Given request:
Of the lines in the listing, how many include the string "this"? Write the number and nothing else.

Source material:
►

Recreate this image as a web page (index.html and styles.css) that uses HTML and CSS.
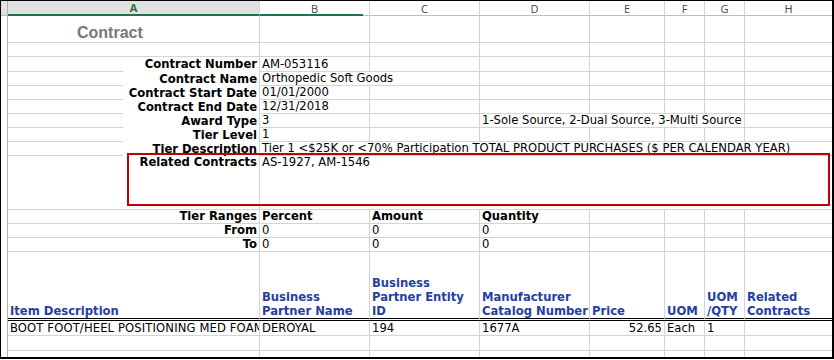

◄
►

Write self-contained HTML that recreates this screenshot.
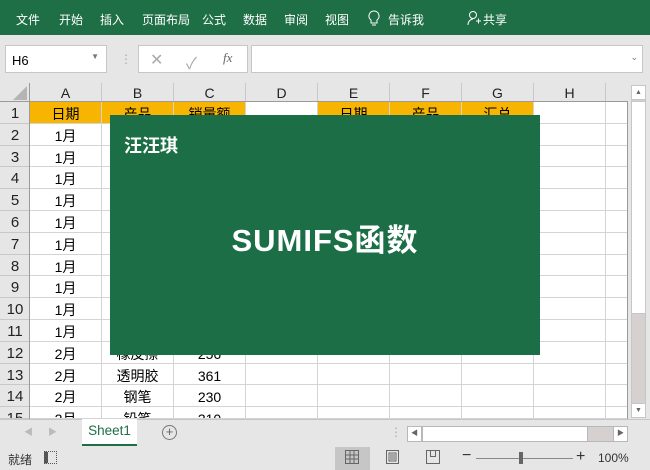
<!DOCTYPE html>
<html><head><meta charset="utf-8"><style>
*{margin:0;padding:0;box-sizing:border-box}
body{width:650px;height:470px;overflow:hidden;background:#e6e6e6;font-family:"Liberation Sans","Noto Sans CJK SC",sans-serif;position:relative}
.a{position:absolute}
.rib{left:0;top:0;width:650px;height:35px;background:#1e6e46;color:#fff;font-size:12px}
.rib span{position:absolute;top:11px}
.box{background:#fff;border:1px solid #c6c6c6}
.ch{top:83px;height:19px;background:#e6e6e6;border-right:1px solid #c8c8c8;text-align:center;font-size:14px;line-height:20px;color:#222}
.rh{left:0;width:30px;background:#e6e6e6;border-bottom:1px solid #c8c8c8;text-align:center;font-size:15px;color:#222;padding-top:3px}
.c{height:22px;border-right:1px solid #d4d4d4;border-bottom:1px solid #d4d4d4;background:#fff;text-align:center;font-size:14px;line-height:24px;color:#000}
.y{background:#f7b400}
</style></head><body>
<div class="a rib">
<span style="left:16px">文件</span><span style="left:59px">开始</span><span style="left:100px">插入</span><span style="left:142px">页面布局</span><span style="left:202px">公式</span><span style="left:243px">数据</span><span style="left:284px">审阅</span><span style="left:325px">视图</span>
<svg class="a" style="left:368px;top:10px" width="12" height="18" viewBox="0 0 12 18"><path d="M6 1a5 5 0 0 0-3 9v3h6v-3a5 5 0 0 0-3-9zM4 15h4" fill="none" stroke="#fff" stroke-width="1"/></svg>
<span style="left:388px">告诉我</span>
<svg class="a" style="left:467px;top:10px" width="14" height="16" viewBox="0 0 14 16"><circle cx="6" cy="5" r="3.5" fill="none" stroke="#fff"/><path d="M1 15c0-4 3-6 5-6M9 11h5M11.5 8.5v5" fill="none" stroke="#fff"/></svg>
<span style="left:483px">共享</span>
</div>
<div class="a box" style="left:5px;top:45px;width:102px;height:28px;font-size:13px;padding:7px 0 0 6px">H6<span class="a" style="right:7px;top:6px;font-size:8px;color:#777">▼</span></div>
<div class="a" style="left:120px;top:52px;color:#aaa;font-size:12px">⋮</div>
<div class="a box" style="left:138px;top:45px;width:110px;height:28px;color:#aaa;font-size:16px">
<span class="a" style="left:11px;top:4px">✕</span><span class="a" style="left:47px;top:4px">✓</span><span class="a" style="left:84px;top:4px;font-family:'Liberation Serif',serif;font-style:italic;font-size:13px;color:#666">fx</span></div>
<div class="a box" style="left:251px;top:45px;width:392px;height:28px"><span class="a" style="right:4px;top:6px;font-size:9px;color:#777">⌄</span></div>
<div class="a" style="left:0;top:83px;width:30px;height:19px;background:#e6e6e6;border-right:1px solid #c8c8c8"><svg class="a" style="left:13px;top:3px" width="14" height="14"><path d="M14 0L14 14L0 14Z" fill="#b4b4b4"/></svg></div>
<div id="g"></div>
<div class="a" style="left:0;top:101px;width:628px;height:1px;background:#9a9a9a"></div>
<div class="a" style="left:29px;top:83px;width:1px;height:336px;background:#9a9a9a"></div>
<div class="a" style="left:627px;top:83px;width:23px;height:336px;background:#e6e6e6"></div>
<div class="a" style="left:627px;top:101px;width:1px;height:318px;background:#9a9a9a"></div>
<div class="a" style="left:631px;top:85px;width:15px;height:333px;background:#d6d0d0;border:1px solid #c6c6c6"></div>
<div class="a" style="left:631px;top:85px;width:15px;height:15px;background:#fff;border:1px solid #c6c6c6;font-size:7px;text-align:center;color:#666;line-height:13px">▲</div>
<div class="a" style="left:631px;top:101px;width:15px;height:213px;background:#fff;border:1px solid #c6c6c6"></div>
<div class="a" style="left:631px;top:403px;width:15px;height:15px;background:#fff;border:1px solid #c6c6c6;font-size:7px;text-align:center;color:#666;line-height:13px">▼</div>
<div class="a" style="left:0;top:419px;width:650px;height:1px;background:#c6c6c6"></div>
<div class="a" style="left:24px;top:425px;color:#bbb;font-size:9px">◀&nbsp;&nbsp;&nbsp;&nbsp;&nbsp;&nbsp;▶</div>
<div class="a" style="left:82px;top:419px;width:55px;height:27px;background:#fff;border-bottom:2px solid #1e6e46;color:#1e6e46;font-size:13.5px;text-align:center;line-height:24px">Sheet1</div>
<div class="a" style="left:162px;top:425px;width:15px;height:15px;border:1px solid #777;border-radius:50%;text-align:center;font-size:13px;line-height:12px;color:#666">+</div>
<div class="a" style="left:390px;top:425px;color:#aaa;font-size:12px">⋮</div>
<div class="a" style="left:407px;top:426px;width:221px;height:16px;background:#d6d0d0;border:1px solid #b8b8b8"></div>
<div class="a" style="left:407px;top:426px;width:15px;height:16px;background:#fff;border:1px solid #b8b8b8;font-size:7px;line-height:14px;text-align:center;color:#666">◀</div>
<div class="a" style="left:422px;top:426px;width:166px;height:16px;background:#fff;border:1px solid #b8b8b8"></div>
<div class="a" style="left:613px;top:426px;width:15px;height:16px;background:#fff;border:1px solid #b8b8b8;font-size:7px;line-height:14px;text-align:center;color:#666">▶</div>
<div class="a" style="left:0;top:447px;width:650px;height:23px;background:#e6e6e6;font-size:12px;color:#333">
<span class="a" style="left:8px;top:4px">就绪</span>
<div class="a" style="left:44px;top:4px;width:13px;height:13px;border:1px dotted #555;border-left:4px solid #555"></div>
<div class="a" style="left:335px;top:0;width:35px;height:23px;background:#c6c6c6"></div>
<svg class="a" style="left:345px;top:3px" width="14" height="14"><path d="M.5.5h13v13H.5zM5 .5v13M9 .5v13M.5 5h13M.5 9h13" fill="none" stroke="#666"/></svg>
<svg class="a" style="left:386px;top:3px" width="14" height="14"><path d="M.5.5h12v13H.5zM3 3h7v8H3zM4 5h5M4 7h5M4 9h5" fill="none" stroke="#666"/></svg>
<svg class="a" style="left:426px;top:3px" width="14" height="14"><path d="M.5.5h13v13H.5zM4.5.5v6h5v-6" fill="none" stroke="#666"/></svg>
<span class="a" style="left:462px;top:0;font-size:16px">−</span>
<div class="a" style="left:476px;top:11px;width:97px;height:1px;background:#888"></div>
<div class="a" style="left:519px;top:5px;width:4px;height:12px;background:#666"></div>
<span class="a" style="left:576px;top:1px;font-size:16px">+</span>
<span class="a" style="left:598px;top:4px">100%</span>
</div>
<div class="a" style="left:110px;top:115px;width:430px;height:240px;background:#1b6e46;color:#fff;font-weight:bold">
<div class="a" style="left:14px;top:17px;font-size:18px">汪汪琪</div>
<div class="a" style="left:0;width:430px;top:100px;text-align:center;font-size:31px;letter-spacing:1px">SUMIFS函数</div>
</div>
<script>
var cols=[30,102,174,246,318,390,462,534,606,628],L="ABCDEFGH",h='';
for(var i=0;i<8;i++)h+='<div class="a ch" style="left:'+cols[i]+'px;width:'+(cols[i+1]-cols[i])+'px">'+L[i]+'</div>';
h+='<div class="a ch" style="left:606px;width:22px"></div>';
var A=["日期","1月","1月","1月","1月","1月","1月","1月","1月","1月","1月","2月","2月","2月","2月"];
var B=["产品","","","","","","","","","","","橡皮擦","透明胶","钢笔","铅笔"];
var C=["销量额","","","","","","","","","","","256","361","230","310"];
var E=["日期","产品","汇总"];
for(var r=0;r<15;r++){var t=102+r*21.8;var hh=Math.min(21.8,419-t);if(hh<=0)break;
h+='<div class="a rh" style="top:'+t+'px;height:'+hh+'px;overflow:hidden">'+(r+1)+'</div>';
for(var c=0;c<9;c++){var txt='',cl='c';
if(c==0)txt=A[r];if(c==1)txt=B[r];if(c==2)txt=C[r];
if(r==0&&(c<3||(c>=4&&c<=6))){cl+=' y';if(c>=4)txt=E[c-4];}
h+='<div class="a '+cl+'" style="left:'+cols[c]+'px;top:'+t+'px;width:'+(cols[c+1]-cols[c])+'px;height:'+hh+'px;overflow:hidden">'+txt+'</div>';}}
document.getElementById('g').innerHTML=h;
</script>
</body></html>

◄

In response:
2